Im Haus hätte er es sich dann aber anders überlegt und die Waffen lieber selbst gestohlen. Den Tresor-Code hätte er dem Onkel zuvor einmal abgeschaut. Uhr, Teppiche und Silber hätte er dagelassen – für die anderen. 20 Prozent davon waren ihm ja angeblich sicher. Er war auf dem Weg nach Norddeutschland, als es brannte. Angezündet hätte er das Haus nicht. Er hätte doch selbst daran mitgebaut, „der Dachstuhl war mein Heiligtum“.

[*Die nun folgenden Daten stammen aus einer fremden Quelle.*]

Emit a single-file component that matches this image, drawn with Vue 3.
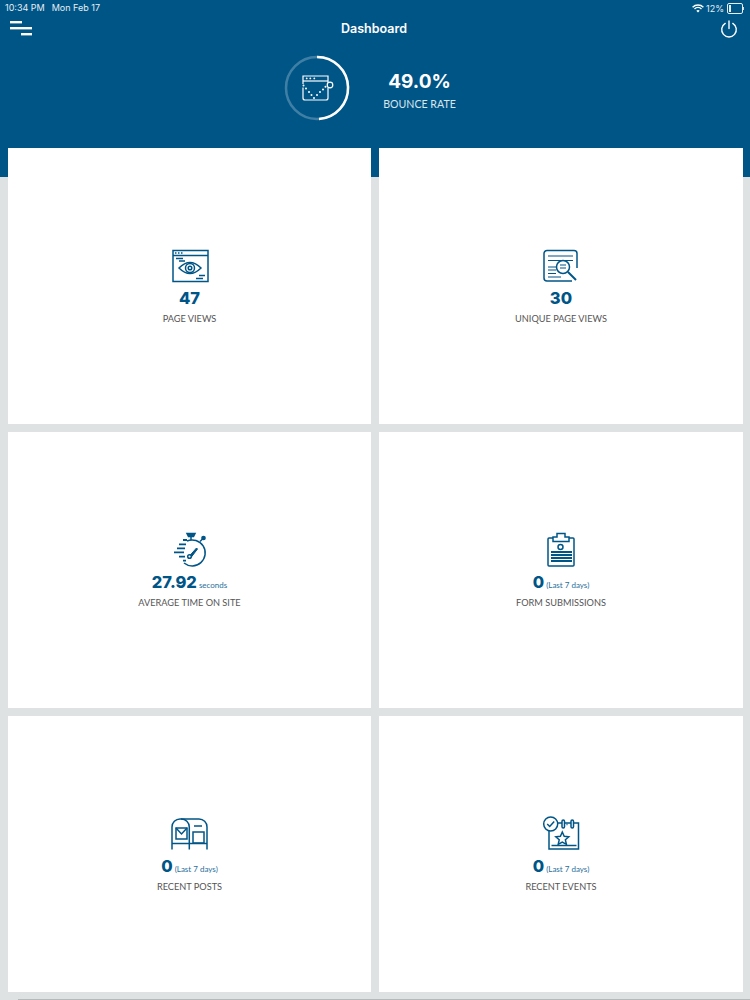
<script setup>
const cards = [
  { icon: 'views', value: '47', label: 'PAGE VIEWS' },
  { icon: 'unique', value: '30', label: 'UNIQUE PAGE VIEWS' },
  { icon: 'time', value: '27.92', unit: 'seconds', label: 'AVERAGE TIME ON SITE' },
  { icon: 'forms', value: '0', unit: '(Last 7 days)', label: 'FORM SUBMISSIONS' },
  { icon: 'posts', value: '0', unit: '(Last 7 days)', label: 'RECENT POSTS' },
  { icon: 'events', value: '0', unit: '(Last 7 days)', label: 'RECENT EVENTS' },
]
</script>

<template>
  <div class="page">
    <header class="top">
      <div class="status">
        <span class="time">10:34 PM</span>
        <span class="date">Mon Feb 17</span>
        <span class="status-right">
          <svg class="wifi" width="12" height="9" viewBox="0 0 12 9">
            <path d="M0.6 3.2a7.6 7.6 0 0 1 10.8 0" fill="none" stroke="#fff" stroke-width="1.4" />
            <path d="M2.5 5a5 5 0 0 1 7 0" fill="none" stroke="#fff" stroke-width="1.4" />
            <path d="M4.3 6.8a2.4 2.4 0 0 1 3.4 0L6 8.6z" fill="#fff" />
          </svg>
          <span>12%</span>
          <span class="battery"><i></i></span>
          <span class="nub"></span>
        </span>
      </div>

      <div class="nav">
        <svg width="24" height="16" viewBox="0 0 24 16" fill="#fff">
          <rect x="0" y="0" width="12" height="2.4" />
          <rect x="0" y="6" width="22" height="2.4" />
          <rect x="11" y="12" width="11" height="2.4" />
        </svg>
        <span class="title">Dashboard</span>
        <svg class="power" width="18" height="18" viewBox="0 0 18 18" fill="none" stroke="#fff" stroke-width="1.4" stroke-linecap="round">
          <path d="M5.2 3.4a7.3 7.3 0 1 0 7.6 0" />
          <path d="M9 1v7.6" />
        </svg>
      </div>

      <div class="bounce">
        <svg class="ring" width="68" height="68" viewBox="0 0 68 68">
          <circle cx="34" cy="34" r="31" fill="none" stroke="#fff" stroke-opacity="0.25" stroke-width="2.5" />
          <path d="M34 3a31 31 0 0 1 2 61.94" fill="none" stroke="#fff" stroke-width="2.5" />
          <g fill="none" stroke="#fff" stroke-width="1.2">
            <path d="M20 30V22h25v6.500" />
            <path d="M20 33.500V44a2 2 0 0 0 2 2h21a2 2 0 0 0 2-2V33.500" />
            <path d="M20 27h25" />
            <circle cx="47" cy="31" r="2.800" />
          </g>
          <g fill="#fff">
            <circle cx="23.700" cy="24.400" r="0.9" /><circle cx="27.300" cy="24.400" r="0.9" /><circle cx="31.300" cy="24.400" r="0.9" />
            <circle cx="20.500" cy="31.500" r="1" /><circle cx="23" cy="34.500" r="1" /><circle cx="26" cy="38" r="1" />
            <circle cx="28.500" cy="41" r="1" /><circle cx="31" cy="44" r="1" /><circle cx="34" cy="41" r="1" />
            <circle cx="37" cy="38" r="1" /><circle cx="40" cy="35.500" r="1" /><circle cx="42.500" cy="32.700" r="1" />
          </g>
        </svg>
        <div class="bounce-text">
          <div class="bounce-value">49.0%</div>
          <div class="bounce-label">BOUNCE RATE</div>
        </div>
      </div>
    </header>

    <main class="grid">
      <section v-for="c in cards" :key="c.label" class="card">
        <svg class="icon" width="40" height="36" viewBox="0 0 40 36" fill="none" stroke="#005587" stroke-width="1.5">
          <template v-if="c.icon === 'views'">
            <rect x="3" y="2.500" width="35" height="31" />
            <path d="M3 7.500h35" />
            <path d="M5 5h1.500M8 5h1.500M11 5h1.500" />
            <path d="M6 10.500h7M9 13h6M29 27.500h6M26 30.500h7" />
            <path d="M9 20q11-11 22 0q-11 11-22 0z" />
            <circle cx="20" cy="20" r="4.500" />
            <circle cx="20" cy="20" r="1.800" />
          </template>
          <template v-else-if="c.icon === 'unique'">
            <path d="M36 20V5.500a3 3 0 0 0-3-3H6a3 3 0 0 0-3 3V30a3 3 0 0 0 3 3h25" />
            <path d="M7 8h25M7 12.500h25M7 19h8M7 22h8M7 25.500h8M7 29h13" stroke-width="1.200" />
            <circle cx="22" cy="19" r="6.500" />
            <path d="M19 17h6M19 20h6" stroke-width="1" />
            <path d="M27 24l8 8" stroke-width="2" />
          </template>
          <template v-else-if="c.icon === 'time'">
            <path d="M17 9a13 13 0 1 1-3 22" />
            <path d="M17 1.500h8l-1.500 3h-5zM21 4v4" fill="#005587" />
            <path d="M30 9.500l3-3" stroke-width="1.500" />
            <circle cx="33.500" cy="6" r="1.600" fill="#005587" />
            <path d="M19 24.500l7.500-8.500 1 1-6.500 8.500z" fill="#005587" stroke-width="1" />
            <circle cx="19.500" cy="24.500" r="1.800" fill="#fff" />
            <path d="M13 8h4M9 12.300h7M7 16.300h8M4 20.300h10M9 24.700h6M13 28.700h3" stroke-width="1.800" />
          </template>
          <template v-else-if="c.icon === 'forms'">
            <path d="M12 6H8a1 1 0 0 0-1 1v26a1 1 0 0 0 1 1h24a1 1 0 0 0 1-1V7a1 1 0 0 0-1-1h-4" />
            <path d="M12 9.500V5h4V1.500h8V5h4v4.500z" />
            <circle cx="19.500" cy="15" r="2.500" />
            <path d="M10 20h21M10 23h21M10 26h21M10 29h21" stroke-width="1.800" />
          </template>
          <template v-else-if="c.icon === 'posts'">
            <path d="M2 33.500V11a8 8 0 0 1 8-8h19a8 8 0 0 1 8 8v22.500" />
            <path d="M19.300 11v22.500M2 27.500h35" />
            <path d="M11 3a8 8 0 0 1 8.300 8" />
            <rect x="6" y="12" width="11" height="11" />
            <path d="M6 12l5.500 6 5.500-6" />
            <rect x="23" y="16" width="11" height="11" />
            <path d="M24 10h8" />
          </template>
          <template v-else>
            <path d="M14 7h23.500v26H8V15" />
            <rect x="21" y="4" width="2.500" height="8" rx="1.200" fill="#fff" />
            <rect x="30" y="4" width="2.500" height="8" rx="1.200" fill="#fff" />
            <path d="M25.500 8.500h1" />
            <circle cx="9.700" cy="8" r="7" fill="#fff" />
            <path d="M6.200 8l2.500 2.500 4.500-5" />
            <path d="M21.300 16l1.900 4.200 4.600.5-3.400 3.100 1 4.500-4.100-2.300-4.100 2.300 1-4.500-3.400-3.100 4.600-.5z" />
            <path d="M10.500 29.500h25" />
          </template>
        </svg>
        <div class="value-row">
          <span class="value">{{ c.value }}</span>
          <span v-if="c.unit" class="unit">{{ c.unit }}</span>
        </div>
        <div class="label">{{ c.label }}</div>
      </section>
    </main>
    <div class="home-line"></div>
  </div>
</template>

<style>
body { background: #dfe2e2; }
</style>

<style scoped>
.page { width: 750px; height: 1000px; background: #dfe2e2; font-family: Inter, "Liberation Sans", sans-serif; overflow: hidden; }
.top { height: 177px; background: #005587; color: #fff; box-sizing: border-box; }

.status { display: flex; height: 14px; padding: 1px 6px 0 5px; font-size: 9px; line-height: 13px; color: #e6eef3; }
.date { margin-left: 7px; }
.status-right { margin-left: auto; display: flex; align-items: center; gap: 2px; }
.battery { width: 12px; height: 7px; border: 1px solid #fff; border-radius: 2px; display: block; padding: 1px; opacity: 0.9; margin-left: 1px; }
.battery i { display: block; width: 2px; height: 7px; background: #fff; }
.nub { width: 1px; height: 3px; background: #fff; margin-left: -2px; opacity: 0.8; }

.nav { display: grid; grid-template-columns: 1fr auto 1fr; align-items: center; height: 28px; padding: 0 12px 0 10px; }
.title { font-size: 12.5px; font-weight: 600; padding-bottom: 2px; }
.power { justify-self: end; }

.bounce { display: flex; align-items: center; justify-content: center; gap: 32px; margin-top: 11px; padding-right: 11px; }
.bounce-text { text-align: center; }
.bounce-value { font-size: 19px; font-weight: 700; line-height: 24px; padding-top: 3px; }
.bounce-label { font-family: Lato, "Liberation Sans", sans-serif; font-size: 10.6px; color: #d8e6ee; margin-top: 4px; }

.grid { display: grid; grid-template-columns: 363px 364px; grid-auto-rows: 276px; gap: 8px; padding-left: 8px; margin-top: -29px; }
.card { background: #fff; display: flex; flex-direction: column; align-items: center; justify-content: center; }
.icon { display: block; margin-top: 1px; }
.value-row { display: flex; align-items: baseline; gap: 2px; color: #005587; margin-top: 3px; height: 22px; }
.value { font-size: 16.5px; font-weight: 800; line-height: 22px; }
.unit { font-family: Lato, "Liberation Sans", sans-serif; font-size: 8px; color: #2a6f9b; }
.label { font-family: Lato, "Liberation Sans", sans-serif; font-size: 9.2px; color: #555; margin-top: 4px; line-height: 12px; }

.home-line { height: 1px; background: #b5b9b9; margin: 7px 0 0 18px; }
</style>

„Ich habe zum Kollegen gleich gesagt: Das stinkt zum Himmel“
Der Richter hakte nach, warum dann aber die Einbrecher Feuer gelegt hätten. Einem Kriminalpolizisten sei damals aufgefallen, dass der oder die ortskundigen Täter sich in dem Anwesen sehr viel Zeit gelassen hätten: „Man war nur auf Zerstören und auf Spurenvernichten aus. Dazu hat das mit dem Einbruch überhaupt nicht gepasst. Innen waren vor der Terrassentür und den Fenstern Stühle aufgetürmt. Die hätten brennen sollen, um die Zugangsmöglichkeit zu verschleiern. Welcher Einbrecher macht das? Ich habe zum Kollegen gleich gesagt: Das stinkt zum Himmel.“
Elmar S. antwortete dem Richter darauf: „Keine Ahnung, vielleicht war ihnen zu wenig drin. Oder sie haben sich verarscht gefühlt von mir.“ Da kam der Richter auf das zu sprechen, was nun für Familienknatsch sorgt: „Ich verstehe schon nicht, dass Sie Ihren Onkel beklauen. Sie brauchten Bargeld. Aber warum hetzten Sie dem Onkel dafür auch noch andere auf den Hals?“ Der Angeklagte: „Damit ich aus dem Schneider bin. Bei der Rasterfahndung geht es immer drum, wer wo ist.“
Der Richter bilanzierte, dass Elmar S. auf diese Weise beide Seiten betrogen hätte – den Onkel und die Komplizen. Die Antwort des Angeklagten: „Genau.“ Die erst hier, dann in Südtirol versteckten Waffen hätte er aber doch auch nie verkauft: „Sie haben Straftaten begangen, den Onkel bestohlen und – außer, dass jetzt die ganze Familie sauer auf Sie ist – nichts davon gehabt?“ Elmar S.: „Stimmt, bis dato nicht. Außer Spesen nichts gewesen.“
„Das mit den Mittätern nimmt Ihnen keiner ab“
Der Staatsanwalt merkte an: „Sie sind auf einem guten Weg. Jetzt müssen Sie nur noch auch die Brandstiftung zugeben. Das mit den Mittätern nimmt Ihnen keiner ab.“
Auch das Gericht ließ erkennen, dass die Version des Elmar S. in etlichen Punkten nicht besonders plausibel klinge. Vielleicht fallen ihm bis zur Fortsetzung am Montag, 11. Dezember, Antworten ein, die er diesmal noch schuldig blieb. Mit einem dritten Prozesstag ist es nun nicht mehr getan. Weitere Termine sind ausgemacht, der vorerst letzte am 2. Januar.